Manoeuvre sans panache qui a permis à Paul Wolfowitz de se montrer plus multilatéraliste que ceux qui lui reprochaient de ne pas l’être assez, de se donner le beau rôle tout en les « envoyant paître ». « J’ai l’intention de rechercher dans le monde entier les meilleurs talents pour doter la Banque d’une haute direction véritablement multinationale », leur a-t-il répondu.

3. Que Jacques Chirac et ceux des Européens qu’il a entraînés se ridiculisent est leur affaire et celle de leurs citoyens-électeurs.
Mais qu’ils ne tentent plus de nous faire croire qu’ils sont d’authentiques défenseurs d’un monde multipolaire, les promoteurs d’une aide au développement plus généreuse et de relations entre le Nord et le Sud plus équilibrées.
En un éditorial indigné, le Financial Times a qualifié d’insulte européenne (au Tiers Monde) cette minable tentative de partage du pouvoir à la Banque mondiale et au Fonds monétaire international entre Américains et Européens :
« Ces multilatéralistes tant vantés que sont les Européens n’ont jamais eu le moindre scrupule à exercer leurs droits féodaux dans les institutions internationales.

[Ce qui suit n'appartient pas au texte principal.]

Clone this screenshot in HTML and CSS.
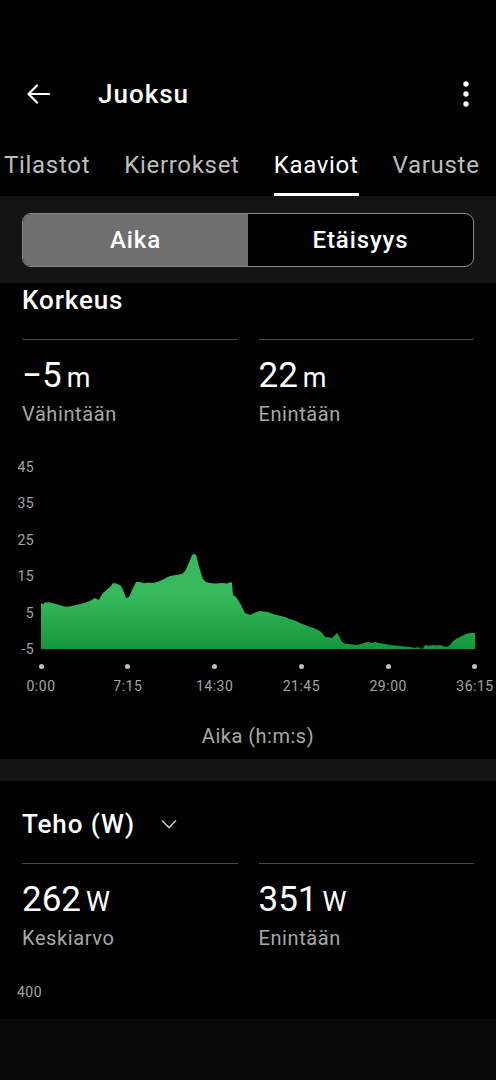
FILE: index.html
```html
<!DOCTYPE html>
<html lang="fi">
<head>
  <meta charset="UTF-8" />
  <title>Juoksu – Kaaviot</title>
  <link rel="stylesheet" href="styles.css">
</head>
<body>

  <div class="appbar">
    <svg class="back" width="24" height="24" viewBox="0 0 24 24">
      <path d="M23 12H3 M11 3.5L2.5 12L11 20.5" fill="none" stroke="#fff" stroke-width="2.2" stroke-linecap="round" stroke-linejoin="round"/>
    </svg>
    <div class="title">Juoksu</div>
    <svg class="kebab" width="8" height="26" viewBox="0 0 8 26">
      <circle cx="4" cy="3" r="2.7" fill="#fff"/>
      <circle cx="4" cy="13" r="2.7" fill="#fff"/>
      <circle cx="4" cy="23" r="2.7" fill="#fff"/>
    </svg>
  </div>

  <div class="tabs">
    <div class="tab">Tilastot</div>
    <div class="tab">Kierrokset</div>
    <div class="tab active">Kaaviot</div>
    <div class="tab">Varuste</div>
  </div>

  <div class="band">
    <div class="segment">
      <div class="seg on">Aika</div>
      <div class="seg">Etäisyys</div>
    </div>
  </div>

  <!-- korkeus -->
  <div class="section first">
    <div class="heading">Korkeus</div>
    <div class="stats">
      <div class="stat">
        <div class="val"><span class="num">−5</span><span class="unit">m</span></div>
        <div class="lbl">Vähintään</div>
      </div>
      <div class="stat">
        <div class="val"><span class="num">22</span><span class="unit">m</span></div>
        <div class="lbl">Enintään</div>
      </div>
    </div>
  </div>

  <div class="chart">
    <div class="yaxis">
      <span>45</span><span>35</span><span>25</span><span>15</span><span>5</span><span>-5</span>
    </div>
    <svg class="plot" width="434" height="191" viewBox="0 0 434 191">
      <defs>
        <linearGradient id="green" x1="0" y1="0" x2="0" y2="1">
          <stop offset="0.45" stop-color="#37b85c"/>
          <stop offset="1" stop-color="#14963c"/>
        </linearGradient>
      </defs>
      <path fill="url(#green)" d="M0 190 L0 144 L2 145 L4 143.5 L8 143.2 L11 144 L16 145.2 L20 146.5 L25 147.7 L30 147.2 L35 146 L39 145 L44 143.8 L49 142 L52 140.2 L54 139 L56 140 L58 141 L60 137 L62 134 L66 130.5 L69 128 L72 124 L75 124.5 L79 126 L81 128.5 L82 131 L84 136 L85 139 L88 138 L91 131 L95 123 L99 123 L103 124.2 L108 123.5 L112 124 L116 123 L121 121 L125 119 L129 117 L135 116 L141 115 L144 112 L146 108 L149 101 L151 96 L153 95 L155 96 L156 99 L157 104 L160 114 L162 120 L165 123 L169 124 L175 124.5 L181 124 L186 124.6 L190 123 L191 124 L192 136 L195 138 L197 141 L200 146 L204 154 L209 156 L213 154 L219 152 L223 152.6 L227 153 L232 155 L238 156.5 L244 158 L248 159.8 L252 161 L255 162 L259 164 L263 165.5 L269 168 L273 169 L279 172 L282 175 L284 178 L288 178.2 L291 179 L294 176 L296 174 L298 177 L301 183 L304 184.5 L307 185 L312 185.6 L316 186 L320 185 L324 183.4 L327 183 L331 184 L334 183 L338 184 L344 185 L350 186.2 L355 186.6 L359 187 L364 187.5 L369 188 L374 189 L377 188 L379 189.5 L381 190 L383 188 L384 186 L388 186.8 L392 186 L396 186.4 L399 186 L402 187 L406 188 L409 186 L411 183 L415 180 L419 178 L424 175.5 L429 174 L434 174 L434 190 Z"/>
    </svg>
  </div>

  <div class="xaxis">
    <div class="tick"><i></i><span>0:00</span></div>
    <div class="tick"><i></i><span>7:15</span></div>
    <div class="tick"><i></i><span>14:30</span></div>
    <div class="tick"><i></i><span>21:45</span></div>
    <div class="tick"><i></i><span>29:00</span></div>
    <div class="tick"><i></i><span>36:15</span></div>
  </div>

  <div class="xtitle">Aika (h:m:s)</div>

  <div class="gap"></div>

  <!-- teho -->
  <div class="section">
    <div class="heading">Teho (W)
      <svg class="chev" width="16" height="10" viewBox="0 0 16 10">
        <path d="M1 1.5L8 8.5L15 1.5" fill="none" stroke="#c4c4c4" stroke-width="1.6"/>
      </svg>
    </div>
    <div class="stats">
      <div class="stat">
        <div class="val"><span class="num">262</span><span class="unit">W</span></div>
        <div class="lbl">Keskiarvo</div>
      </div>
      <div class="stat">
        <div class="val"><span class="num">351</span><span class="unit">W</span></div>
        <div class="lbl">Enintään</div>
      </div>
    </div>
  </div>

  <div class="ylabel">400</div>

  <div class="bottom"></div>

</body>
</html>
```

FILE: styles.css
```css
body {
  margin: 0;
  background: #000;
  color: #fff;
  font-family: Roboto, "Noto Sans", sans-serif;
  width: 496px;
  overflow: hidden;
}
.appbar {
  display: flex;
  align-items: center;
  height: 68px;
  padding: 60px 26px 0 26px;
}
.title {
  margin-left: 48px;
  font-size: 26px;
  font-weight: 500;
  letter-spacing: 1px;
  flex: 1;
}
.tabs {
  display: flex;
  gap: 34px;
  padding-left: 4px;
  white-space: nowrap;
  overflow: hidden;
}
.tab {
  font-size: 24px;
  line-height: 28px;
  letter-spacing: 0.7px;
  padding: 23px 0 14px;
  color: #bdbdbd;
  border-bottom: 3px solid transparent;
}
.tab.active {
  color: #fff;
  border-bottom-color: #fff;
}
.band {
  background: #141414;
  padding: 17px 22px 16px;
}
.segment {
  display: grid;
  grid-template-columns: 1fr 1fr;
  height: 52px;
  border: 1px solid #8a8a8a;
  border-radius: 9px;
  overflow: hidden;
  background: #000;
}
.seg {
  display: flex;
  align-items: center;
  justify-content: center;
  font-size: 24px;
  font-weight: 500;
  letter-spacing: 0.9px;
}
.seg.on {
  background: #6f6f6f;
}
.section {
  padding: 28px 22px 0;
}
.section.first {
  padding-top: 2px;
}
.heading {
  display: flex;
  align-items: center;
  font-size: 26px;
  line-height: 30px;
  font-weight: 500;
  letter-spacing: 0.9px;
}
.chev {
  margin-left: 26px;
}
.stats {
  display: grid;
  grid-template-columns: 1fr 1fr;
  gap: 21px;
  margin-top: 24px;
}
.stat {
  border-top: 1.5px solid #4a4a4a;
  padding-top: 16px;
}
.val {
  display: flex;
  align-items: baseline;
  height: 40px;
}
.num {
  font-size: 35px;
  line-height: 40px;
}
.unit {
  font-size: 27px;
  line-height: 40px;
  margin-left: 5px;
}
.lbl {
  margin-top: 6px;
  font-size: 20px;
  line-height: 24px;
  letter-spacing: 0.6px;
  color: #a8a8a8;
}
.chart {
  display: flex;
  margin-top: 33px;
  height: 198px;
}
.yaxis {
  width: 34px;
  padding-right: 7px;
  display: flex;
  flex-direction: column;
  justify-content: space-between;
  align-items: flex-end;
  font-size: 14px;
  line-height: 16px;
  letter-spacing: 0.4px;
  color: #a4a4a4;
}
.xaxis {
  display: flex;
  justify-content: space-between;
  padding: 0 1px 0 21px;
}
.tick {
  width: 40px;
  display: flex;
  flex-direction: column;
  align-items: center;
  font-size: 14px;
  line-height: 16px;
  letter-spacing: 0.5px;
  color: #a4a4a4;
}
.tick i {
  width: 5px;
  height: 5px;
  border-radius: 50%;
  background: #bdbdbd;
  margin-top: 6.5px;
  margin-bottom: 9.5px;
}
.xtitle {
  margin: 30px 21px 11px 41px;
  text-align: center;
  font-size: 20px;
  line-height: 24px;
  letter-spacing: 0.5px;
  color: #a8a8a8;
}
.gap {
  height: 22px;
  background: #141414;
}
.ylabel {
  margin-top: 34px;
  padding-left: 17px;
  font-size: 14px;
  line-height: 16px;
  letter-spacing: 0.5px;
  color: #a4a4a4;
}
.bottom {
  margin-top: 19px;
  height: 70px;
  background: #080808;
}
```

On n’est donc guère surpris d’apprendre la proposition qu’ils ont faite aux États-Unis après l’attribution de la présidence de la Banque mondiale à Paul Wolfowitz : un Européen approprié – qui, ce n’est pas non plus une surprise, serait un Français – à la vice-présidence. […]
Ce que les Européens ont proposé est un pur et simple partage des postes clés des institutions de Bretton Woods : un Européen directeur général et un Américain directeur général adjoint au FMI, un Américain président et un Européen vice-président à la Banque mondiale.
Dans la foulée, ils déplaceraient l’actuel numéro deux de la Banque, le très respecté Chinois Sheng-man Zhang. Ainsi, même un citoyen du plus important pays en développement du monde, qui connaît a fortiori la plus grande réussite économique, est jugé indigne d’être le commandant en second de la principale institution chargée du développement dans le monde. »

Je reviens à Paul Wolfowitz, dont je pense que c’est un homme sensible, intelligent et cultivé. Le guerrier destructeur de ces trois dernières années est tout à fait capable de se muer en bon banquier du développement et, une fois de plus, la fonction aura transformé son homme…
Ce n’est donc pas sa personne qui nous a fait réagir si négativement à sa nomination. Mais le fait qu’un monsieur qui ne nous inspire aucune confiance, que notre sort n’intéresse pas, l’ait sorti de son chapeau après avoir décidé – seul – que c’était l’homme qu’il nous fallait.